WHAT THE TASK REQUIRES >> Retype each record below word for word. Leave the pictures out.

Entries from a dataset:
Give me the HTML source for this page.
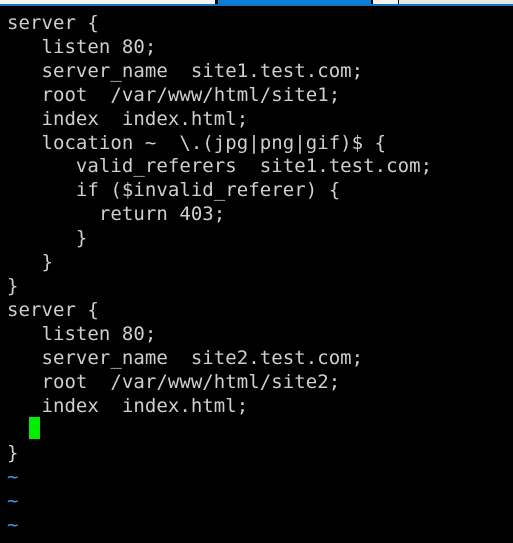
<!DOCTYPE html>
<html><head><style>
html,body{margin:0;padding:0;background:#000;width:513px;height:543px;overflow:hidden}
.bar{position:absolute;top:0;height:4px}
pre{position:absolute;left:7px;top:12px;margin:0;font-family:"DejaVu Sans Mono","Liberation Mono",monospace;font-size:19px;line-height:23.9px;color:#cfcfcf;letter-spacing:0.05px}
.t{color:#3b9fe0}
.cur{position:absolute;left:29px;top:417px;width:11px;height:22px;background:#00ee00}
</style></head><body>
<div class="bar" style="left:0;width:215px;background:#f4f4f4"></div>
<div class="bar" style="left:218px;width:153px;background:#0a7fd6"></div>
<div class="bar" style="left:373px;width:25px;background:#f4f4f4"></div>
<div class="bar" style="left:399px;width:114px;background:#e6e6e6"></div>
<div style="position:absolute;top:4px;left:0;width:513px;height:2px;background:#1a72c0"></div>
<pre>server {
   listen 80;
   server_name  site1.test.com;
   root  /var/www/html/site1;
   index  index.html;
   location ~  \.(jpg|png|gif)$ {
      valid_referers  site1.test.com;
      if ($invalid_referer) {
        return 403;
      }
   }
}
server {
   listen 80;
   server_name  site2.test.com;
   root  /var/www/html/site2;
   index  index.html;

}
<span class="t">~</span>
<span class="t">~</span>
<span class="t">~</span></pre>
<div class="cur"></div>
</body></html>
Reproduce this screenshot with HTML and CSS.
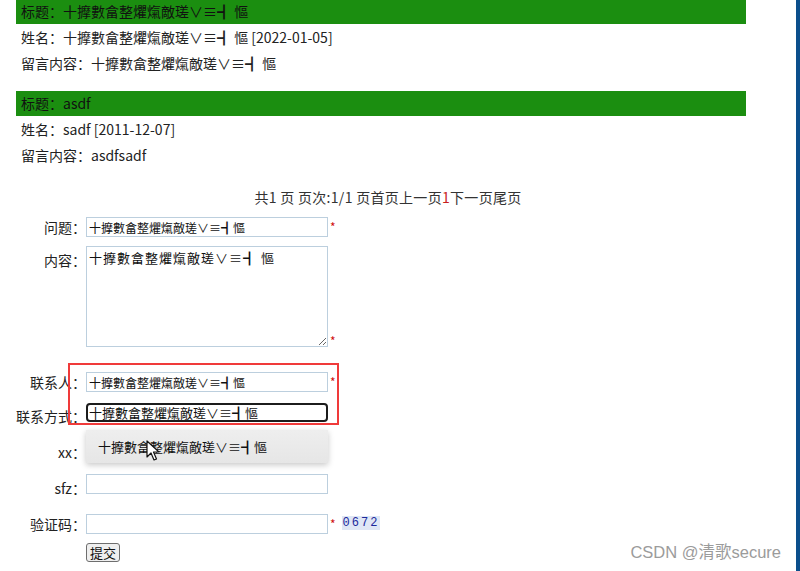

RESPONSE FOR THIS EXERCISE >>
Give me the HTML source for this page.
<!DOCTYPE html>
<html><head><style>
html,body{margin:0;padding:0;background:#000;width:513px;height:543px;overflow:hidden}
.bar{position:absolute;top:0;height:4px}
pre{position:absolute;left:7px;top:12px;margin:0;font-family:"DejaVu Sans Mono","Liberation Mono",monospace;font-size:19px;line-height:23.9px;color:#cfcfcf;letter-spacing:0.05px}
.t{color:#3b9fe0}
.cur{position:absolute;left:29px;top:417px;width:11px;height:22px;background:#00ee00}
</style></head><body>
<div class="bar" style="left:0;width:215px;background:#f4f4f4"></div>
<div class="bar" style="left:218px;width:153px;background:#0a7fd6"></div>
<div class="bar" style="left:373px;width:25px;background:#f4f4f4"></div>
<div class="bar" style="left:399px;width:114px;background:#e6e6e6"></div>
<div style="position:absolute;top:4px;left:0;width:513px;height:2px;background:#1a72c0"></div>
<pre>server {
   listen 80;
   server_name  site1.test.com;
   root  /var/www/html/site1;
   index  index.html;
   location ~  \.(jpg|png|gif)$ {
      valid_referers  site1.test.com;
      if ($invalid_referer) {
        return 403;
      }
   }
}
server {
   listen 80;
   server_name  site2.test.com;
   root  /var/www/html/site2;
   index  index.html;

}
<span class="t">~</span>
<span class="t">~</span>
<span class="t">~</span></pre>
<div class="cur"></div>
</body></html>
Reproduce this screenshot with HTML and CSS.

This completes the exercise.